Argentina missed a $28 million bond payment due on Thursday, a government source said, touching off a debt default that could become the biggest in history.

"We are now in default. The bond payment was not made,'' a government source told Reuters on condition of anonymity on the same day that new President Eduardo Duhalde swore in his cabinet.

Argentina is now poised to break the decade-old one-to-one peso peg to the dollar, according to Duhalde's advisers. They say the peso could be devalued by 30 to 40 percent against the dollar.

By missing the payment on a 2007 Italian lira bond, the country formally slid into default, a step that has been a foregone conclusion since Argentina suspended payments on its $141 billion public debt last month, as the government was toppled in bloody riots.

Argentina, Latin America's third largest economy, has recently seen the worst civil unrest in a decade triggered by deepening austerity and poverty. The country has around $3 billion in debt due to expire through to the end of March, including nearly $1 billion owed to the International Monetary Fund due in January.

However the Fund has said most of that $1 billion can be deferred under the terms of the loan.

Following the suspension of payments, announced on Dec. 23, defaulting in the true sense of the word -- by missing a debt payment -- was inevitable. There was no surprise.

"This was largely anticipated,'' said Fernando Losada, senior Latin American economist at ABN-AMRO in New York.

"The new president had already confirmed that payments on external debt would be suspended, so it was just a matter of time,'' he added.

But analysts said Argentina will nevertheless pay the price as a pariah on the world debt market.

"After a default, your credit gets totally cut off. The economy practically stops. There are no investments from abroad. It's exactly the opposite of what the government says it wants to do,'' said Ruben Pasquali, analyst at Mayoral brokerage.


Meanwhile, at the government's first news conference, Duhalde's top aide said Argentina will restructure the public debt pile according to its repayment ability.

"We intend for a sustainable program to have international cooperation and support ... and through that support we hope to be able to restructure our debt in a way that is compatible with our ability to pay,'' Cabinet Chief Jorge Capitanich told reporters soon after he was sworn in on Thursday.

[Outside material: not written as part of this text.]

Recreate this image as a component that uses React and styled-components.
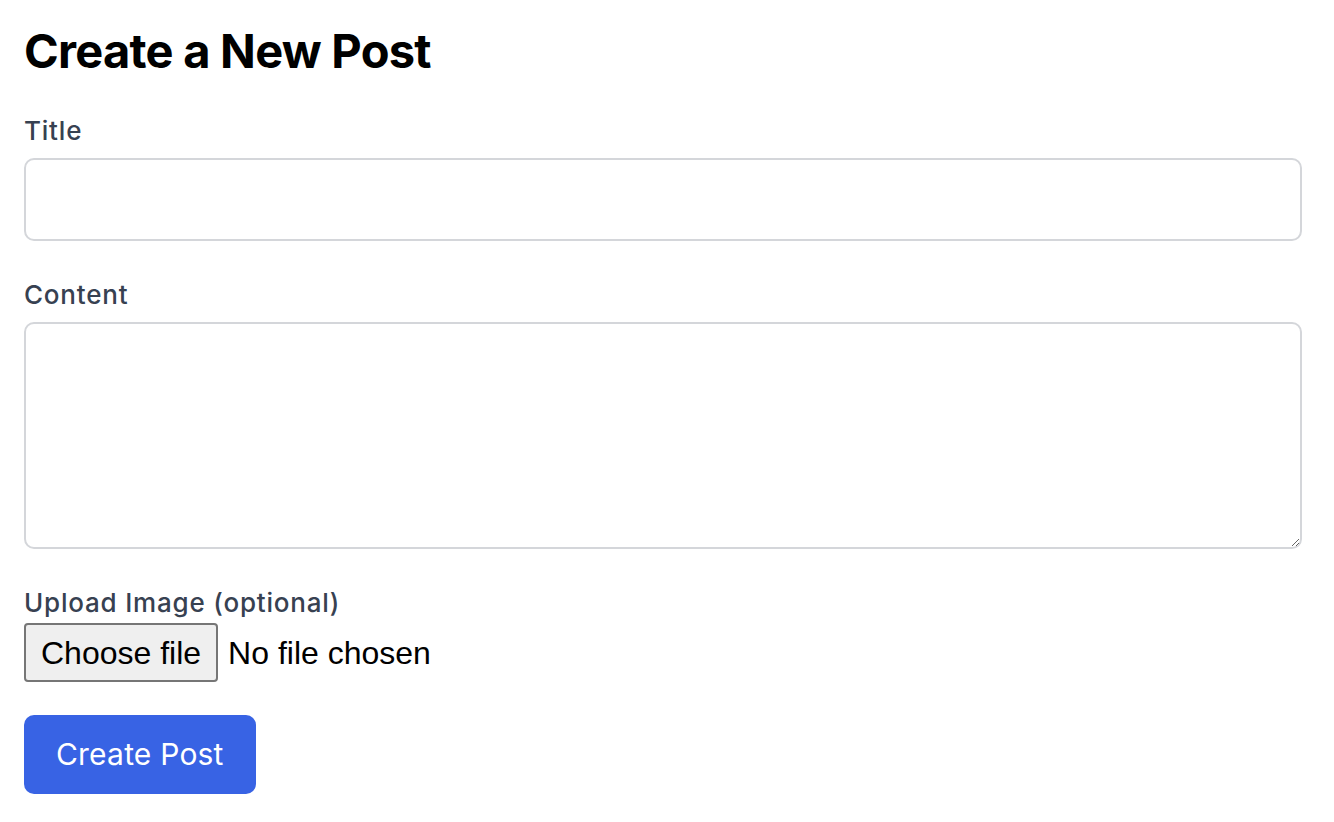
import styled, { createGlobalStyle } from 'styled-components'

const GlobalStyle = createGlobalStyle`
  * {
    box-sizing: border-box;
  }
  body {
    margin: 0;
    background: #ffffff;
    font-family: Inter, 'Noto Sans', sans-serif;
  }
`

const Page = styled.div`
  padding: 22px 32px 24px 24px;
`

const Heading = styled.h1`
  margin: 0 0 34px;
  font-size: 47px;
  line-height: 57px;
  font-weight: 700;
  letter-spacing: -0.75px;
  color: #000000;
`

const Form = styled.form`
  display: flex;
  flex-direction: column;
`

const Field = styled.div`
  display: flex;
  flex-direction: column;
  margin-bottom: ${props => props.$gap ?? 36}px;
`

const Label = styled.label`
  display: block;
  font-size: 26px;
  line-height: 36px;
  font-weight: 500;
  letter-spacing: 0.8px;
  color: #374151;
  margin-bottom: ${props => props.$gap ?? 9}px;
`

const TextInput = styled.input`
  display: block;
  width: 100%;
  height: 83px;
  padding: 0 16px;
  border: 2px solid #d4d6da;
  border-radius: 10px;
  font-family: inherit;
  font-size: 24px;
  outline: none;
`

const TextArea = styled.textarea`
  display: block;
  width: 100%;
  height: 227px;
  padding: 12px 16px;
  border: 2px solid #d4d6da;
  border-radius: 10px;
  font-family: inherit;
  font-size: 24px;
  outline: none;
  resize: vertical;
`

const FileRow = styled.div`
  display: flex;
  align-items: center;
  gap: 10px;
  font-family: 'Liberation Sans', Arial, sans-serif;
  font-size: 32px;
  color: #000000;
`

const FileButton = styled.label`
  display: inline-block;
  padding: 10px 15px 8px;
  line-height: 37px;
  background: #efefef;
  border: 2px solid #767676;
  border-radius: 4px;
  cursor: pointer;
  input {
    display: none;
  }
`

const FileName = styled.span`
  line-height: 37px;
  padding-top: 2px;
`

const SubmitButton = styled.button`
  align-self: flex-start;
  margin-top: 33px;
  padding: 17px 32px;
  line-height: 45px;
  font-family: Inter, 'Noto Sans', sans-serif;
  font-size: 30px;
  font-weight: 400;
  letter-spacing: 0.2px;
  color: #ffffff;
  background: #3863e4;
  border: none;
  border-radius: 10px;
  cursor: pointer;
`

function App() {
  const onSubmit = e => {
    e.preventDefault()
  }
  return (
    <>
      <GlobalStyle />
      <Page>
        <Heading>Create a New Post</Heading>
        <Form onSubmit={onSubmit}>
          <Field>
            <Label htmlFor="title">Title</Label>
            <TextInput id="title" type="text" />
          </Field>
          <Field>
            <Label htmlFor="content">Content</Label>
            <TextArea id="content" />
          </Field>
          <Field $gap={0}>
            <Label $gap={2}>Upload Image (optional)</Label>
            <FileRow>
              <FileButton>
                Choose file
                <input type="file" accept="image/*" />
              </FileButton>
              <FileName>No file chosen</FileName>
            </FileRow>
          </Field>
          <SubmitButton type="submit">Create Post</SubmitButton>
        </Form>
      </Page>
    </>
  )
}

export default App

Duhalde filled other key cabinet posts on Thursday, including economist Jorge Remes Lenicov as Economy Minister. The government is due to announce details of its economic plan, including the devaluation that investors and the public alike are expecting, on Friday.

Analysts say life under Duhalde and Remes Lenicov, who are in power until 2003, may lead to a shift to populism -- including job handouts and trade protectionism.

That would also mark an abrupt turn away from the free-market policies of the last decade that made Argentina a darling of Wall Street but failed to solve rising unemployment now affecting nearly 20 percent of the workforce.